> _WHAT TO DO_:
In the listing below, locate the lines that hold the string "this". Copy those lines.

> _EXERCISE INPUTS_:
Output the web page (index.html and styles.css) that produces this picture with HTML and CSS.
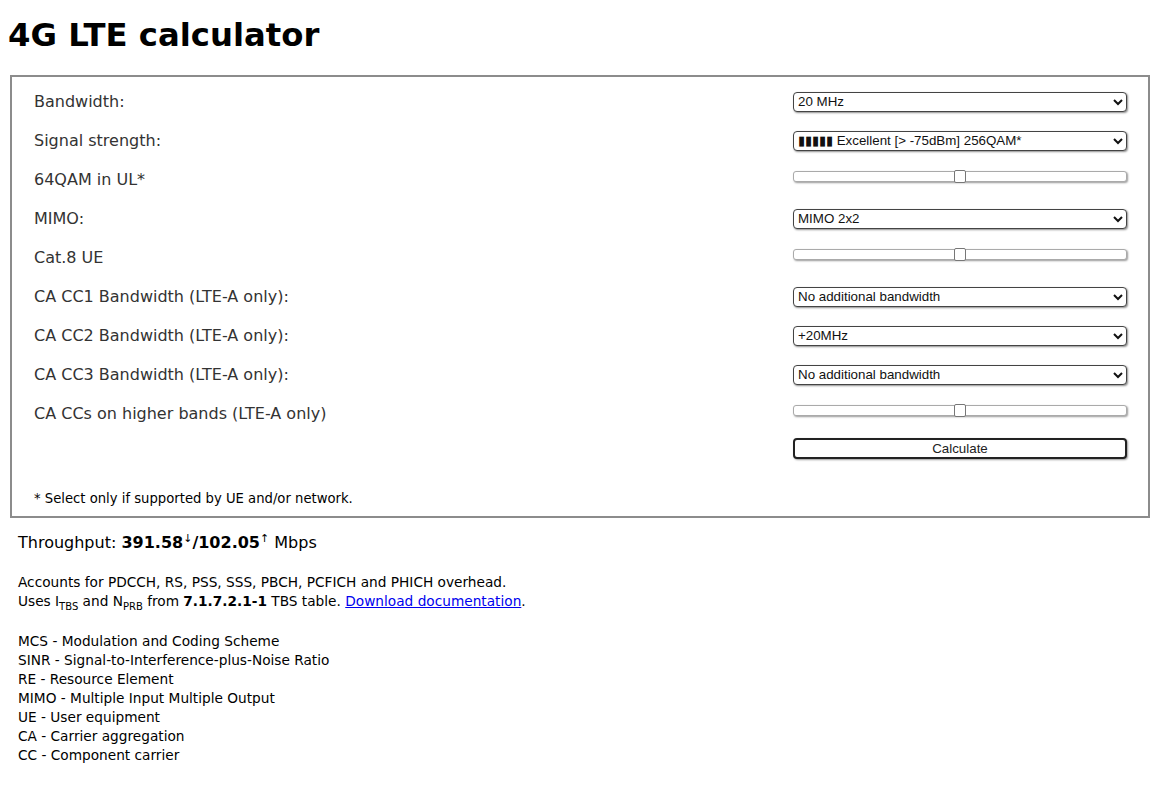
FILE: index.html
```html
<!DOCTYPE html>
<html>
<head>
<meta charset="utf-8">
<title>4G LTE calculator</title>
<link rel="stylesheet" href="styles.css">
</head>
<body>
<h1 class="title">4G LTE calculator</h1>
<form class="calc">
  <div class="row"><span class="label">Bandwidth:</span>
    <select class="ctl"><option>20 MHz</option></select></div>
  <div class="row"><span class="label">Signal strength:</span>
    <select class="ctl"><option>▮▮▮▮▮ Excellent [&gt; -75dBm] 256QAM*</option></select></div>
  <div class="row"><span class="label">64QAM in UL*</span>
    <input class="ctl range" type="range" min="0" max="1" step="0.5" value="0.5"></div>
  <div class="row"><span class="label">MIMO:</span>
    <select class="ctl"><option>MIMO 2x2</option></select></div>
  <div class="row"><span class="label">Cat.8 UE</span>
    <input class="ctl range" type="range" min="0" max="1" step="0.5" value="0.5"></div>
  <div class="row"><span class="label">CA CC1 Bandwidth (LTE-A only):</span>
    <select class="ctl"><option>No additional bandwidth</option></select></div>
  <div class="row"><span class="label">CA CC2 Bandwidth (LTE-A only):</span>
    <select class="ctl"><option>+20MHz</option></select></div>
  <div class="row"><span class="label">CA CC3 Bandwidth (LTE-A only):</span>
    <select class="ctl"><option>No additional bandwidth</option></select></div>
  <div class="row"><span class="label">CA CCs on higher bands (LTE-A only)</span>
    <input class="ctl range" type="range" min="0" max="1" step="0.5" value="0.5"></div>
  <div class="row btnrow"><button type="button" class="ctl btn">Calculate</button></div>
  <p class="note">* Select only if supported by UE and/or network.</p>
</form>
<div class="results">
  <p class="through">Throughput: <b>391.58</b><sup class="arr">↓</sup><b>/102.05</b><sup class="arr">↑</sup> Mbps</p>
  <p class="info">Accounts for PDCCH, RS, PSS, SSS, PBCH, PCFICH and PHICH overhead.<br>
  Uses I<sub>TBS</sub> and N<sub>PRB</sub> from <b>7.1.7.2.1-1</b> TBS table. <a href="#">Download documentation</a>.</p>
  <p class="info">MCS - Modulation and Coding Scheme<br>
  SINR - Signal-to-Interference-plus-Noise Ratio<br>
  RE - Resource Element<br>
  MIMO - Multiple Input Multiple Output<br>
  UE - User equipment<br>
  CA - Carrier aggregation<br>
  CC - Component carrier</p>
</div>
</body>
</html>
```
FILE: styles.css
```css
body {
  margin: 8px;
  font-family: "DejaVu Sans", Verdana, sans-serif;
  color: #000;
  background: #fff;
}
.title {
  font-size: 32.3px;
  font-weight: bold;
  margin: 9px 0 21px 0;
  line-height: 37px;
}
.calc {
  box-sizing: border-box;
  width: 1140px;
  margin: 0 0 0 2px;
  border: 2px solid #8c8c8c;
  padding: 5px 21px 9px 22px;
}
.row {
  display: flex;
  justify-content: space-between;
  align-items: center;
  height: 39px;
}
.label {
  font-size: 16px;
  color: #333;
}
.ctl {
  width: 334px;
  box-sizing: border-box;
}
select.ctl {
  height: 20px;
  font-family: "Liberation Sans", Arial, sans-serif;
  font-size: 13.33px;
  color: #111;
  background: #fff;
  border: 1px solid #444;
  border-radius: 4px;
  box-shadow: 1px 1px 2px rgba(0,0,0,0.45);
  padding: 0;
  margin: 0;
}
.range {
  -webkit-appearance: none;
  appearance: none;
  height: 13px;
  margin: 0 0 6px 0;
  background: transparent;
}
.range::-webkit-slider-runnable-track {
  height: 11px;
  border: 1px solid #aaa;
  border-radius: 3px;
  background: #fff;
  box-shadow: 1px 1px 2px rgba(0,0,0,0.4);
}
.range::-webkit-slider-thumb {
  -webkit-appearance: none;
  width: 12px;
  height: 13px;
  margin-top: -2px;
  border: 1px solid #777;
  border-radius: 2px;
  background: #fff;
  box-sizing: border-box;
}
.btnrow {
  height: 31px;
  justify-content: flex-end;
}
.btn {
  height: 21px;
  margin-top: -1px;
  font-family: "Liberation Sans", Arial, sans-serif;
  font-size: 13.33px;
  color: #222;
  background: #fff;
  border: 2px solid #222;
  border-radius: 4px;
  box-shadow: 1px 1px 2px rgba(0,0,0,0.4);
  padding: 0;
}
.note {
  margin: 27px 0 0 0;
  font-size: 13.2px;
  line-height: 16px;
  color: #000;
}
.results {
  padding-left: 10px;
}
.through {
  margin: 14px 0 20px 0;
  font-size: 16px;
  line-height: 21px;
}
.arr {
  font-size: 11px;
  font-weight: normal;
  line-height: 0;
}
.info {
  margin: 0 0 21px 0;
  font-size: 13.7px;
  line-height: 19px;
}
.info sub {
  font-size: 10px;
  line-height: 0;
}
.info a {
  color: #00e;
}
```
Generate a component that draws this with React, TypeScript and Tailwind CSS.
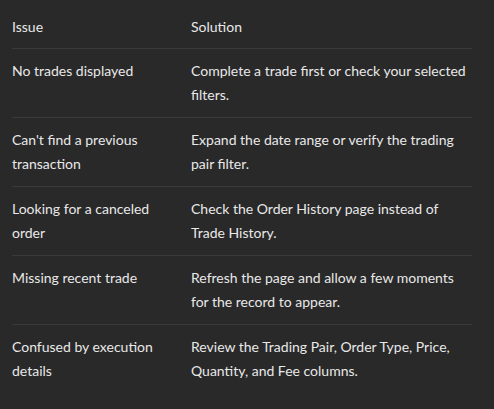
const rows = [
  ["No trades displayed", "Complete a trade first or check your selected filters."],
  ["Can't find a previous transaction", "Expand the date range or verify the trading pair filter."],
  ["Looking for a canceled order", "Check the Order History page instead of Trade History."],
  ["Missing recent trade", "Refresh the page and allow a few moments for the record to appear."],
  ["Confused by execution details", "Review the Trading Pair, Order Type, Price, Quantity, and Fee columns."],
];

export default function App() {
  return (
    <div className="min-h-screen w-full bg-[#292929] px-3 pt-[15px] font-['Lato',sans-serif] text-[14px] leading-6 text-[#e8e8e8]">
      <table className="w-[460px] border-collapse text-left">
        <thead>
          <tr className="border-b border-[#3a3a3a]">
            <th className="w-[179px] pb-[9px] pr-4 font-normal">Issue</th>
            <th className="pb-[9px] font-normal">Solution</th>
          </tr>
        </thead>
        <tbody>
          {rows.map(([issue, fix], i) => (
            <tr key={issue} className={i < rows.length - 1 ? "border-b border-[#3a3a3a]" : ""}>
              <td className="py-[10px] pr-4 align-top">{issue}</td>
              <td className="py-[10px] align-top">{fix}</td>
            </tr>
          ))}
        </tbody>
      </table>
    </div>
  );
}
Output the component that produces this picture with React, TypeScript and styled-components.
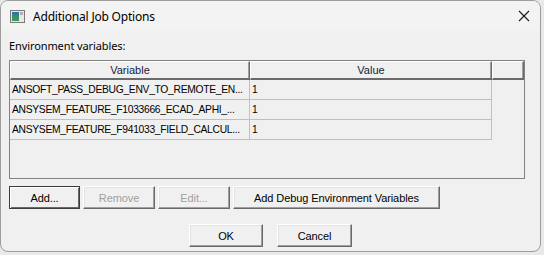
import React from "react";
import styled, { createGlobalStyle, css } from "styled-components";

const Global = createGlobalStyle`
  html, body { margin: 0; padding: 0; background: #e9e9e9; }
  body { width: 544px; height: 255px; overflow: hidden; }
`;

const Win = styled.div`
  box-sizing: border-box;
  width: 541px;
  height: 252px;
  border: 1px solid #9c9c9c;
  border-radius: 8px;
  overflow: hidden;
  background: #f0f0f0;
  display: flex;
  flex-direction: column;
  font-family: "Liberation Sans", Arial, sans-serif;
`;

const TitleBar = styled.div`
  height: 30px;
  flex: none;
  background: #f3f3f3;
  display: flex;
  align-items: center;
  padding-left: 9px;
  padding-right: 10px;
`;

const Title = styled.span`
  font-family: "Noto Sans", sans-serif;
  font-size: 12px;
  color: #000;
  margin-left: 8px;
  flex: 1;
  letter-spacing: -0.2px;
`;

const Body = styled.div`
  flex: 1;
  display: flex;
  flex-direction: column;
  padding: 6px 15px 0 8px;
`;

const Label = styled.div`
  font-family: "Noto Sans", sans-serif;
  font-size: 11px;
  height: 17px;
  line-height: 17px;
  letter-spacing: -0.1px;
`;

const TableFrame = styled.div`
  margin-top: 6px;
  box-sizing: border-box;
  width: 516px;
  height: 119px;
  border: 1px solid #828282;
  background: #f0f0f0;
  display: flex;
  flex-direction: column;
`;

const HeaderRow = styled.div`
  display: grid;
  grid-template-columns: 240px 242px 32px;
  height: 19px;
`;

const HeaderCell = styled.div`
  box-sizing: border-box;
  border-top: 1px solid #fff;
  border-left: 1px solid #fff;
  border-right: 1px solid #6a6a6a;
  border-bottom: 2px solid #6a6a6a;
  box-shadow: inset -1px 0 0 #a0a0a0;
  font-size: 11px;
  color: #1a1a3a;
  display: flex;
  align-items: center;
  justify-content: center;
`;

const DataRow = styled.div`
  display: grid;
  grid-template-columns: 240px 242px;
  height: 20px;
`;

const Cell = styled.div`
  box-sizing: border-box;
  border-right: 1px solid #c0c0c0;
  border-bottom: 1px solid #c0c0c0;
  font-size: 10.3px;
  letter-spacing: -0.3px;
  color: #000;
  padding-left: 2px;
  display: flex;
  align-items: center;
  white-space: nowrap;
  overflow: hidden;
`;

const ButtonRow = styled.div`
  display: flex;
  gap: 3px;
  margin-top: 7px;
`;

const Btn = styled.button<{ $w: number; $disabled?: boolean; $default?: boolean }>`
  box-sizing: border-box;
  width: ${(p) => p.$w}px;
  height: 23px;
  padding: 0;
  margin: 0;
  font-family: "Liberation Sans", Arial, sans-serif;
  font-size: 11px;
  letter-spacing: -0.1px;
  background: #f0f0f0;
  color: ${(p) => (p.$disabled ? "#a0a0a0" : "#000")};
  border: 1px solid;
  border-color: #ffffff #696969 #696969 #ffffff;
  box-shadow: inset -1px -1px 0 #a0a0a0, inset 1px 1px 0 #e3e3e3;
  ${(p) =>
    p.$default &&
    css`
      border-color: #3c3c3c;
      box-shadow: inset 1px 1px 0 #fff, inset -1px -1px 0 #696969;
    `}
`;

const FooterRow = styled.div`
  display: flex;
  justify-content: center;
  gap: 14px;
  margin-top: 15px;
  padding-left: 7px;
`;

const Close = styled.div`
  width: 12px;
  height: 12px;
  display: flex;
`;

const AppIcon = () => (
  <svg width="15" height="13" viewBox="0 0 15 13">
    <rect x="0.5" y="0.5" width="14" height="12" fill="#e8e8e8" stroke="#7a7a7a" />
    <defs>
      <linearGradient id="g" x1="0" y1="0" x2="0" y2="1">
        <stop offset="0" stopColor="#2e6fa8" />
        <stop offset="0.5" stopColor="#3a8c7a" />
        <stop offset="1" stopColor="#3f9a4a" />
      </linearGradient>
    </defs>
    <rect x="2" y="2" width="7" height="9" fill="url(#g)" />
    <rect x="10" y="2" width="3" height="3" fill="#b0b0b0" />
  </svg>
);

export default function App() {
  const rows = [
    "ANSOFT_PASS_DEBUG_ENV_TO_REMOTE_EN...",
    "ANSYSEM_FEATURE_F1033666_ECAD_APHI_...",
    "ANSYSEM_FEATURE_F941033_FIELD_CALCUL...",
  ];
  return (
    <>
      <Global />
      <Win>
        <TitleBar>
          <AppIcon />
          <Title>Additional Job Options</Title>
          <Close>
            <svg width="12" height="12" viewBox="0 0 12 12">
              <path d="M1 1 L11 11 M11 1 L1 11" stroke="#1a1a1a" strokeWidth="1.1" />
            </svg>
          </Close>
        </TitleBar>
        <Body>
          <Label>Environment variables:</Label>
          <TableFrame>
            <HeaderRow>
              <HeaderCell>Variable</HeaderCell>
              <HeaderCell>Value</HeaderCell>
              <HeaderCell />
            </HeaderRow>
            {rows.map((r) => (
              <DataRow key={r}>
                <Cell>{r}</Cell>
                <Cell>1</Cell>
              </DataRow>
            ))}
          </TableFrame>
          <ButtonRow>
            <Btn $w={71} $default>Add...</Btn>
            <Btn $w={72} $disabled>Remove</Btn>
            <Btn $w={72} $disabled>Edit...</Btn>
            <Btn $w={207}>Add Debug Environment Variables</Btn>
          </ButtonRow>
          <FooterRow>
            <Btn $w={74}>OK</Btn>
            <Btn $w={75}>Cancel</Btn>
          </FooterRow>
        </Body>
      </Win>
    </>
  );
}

> _FULL ANSWER_:
Output the web page (index.html and styles.css) that produces this picture with HTML and CSS.
Generate a component that draws this with React, TypeScript and Tailwind CSS.
Output the component that produces this picture with React, TypeScript and styled-components.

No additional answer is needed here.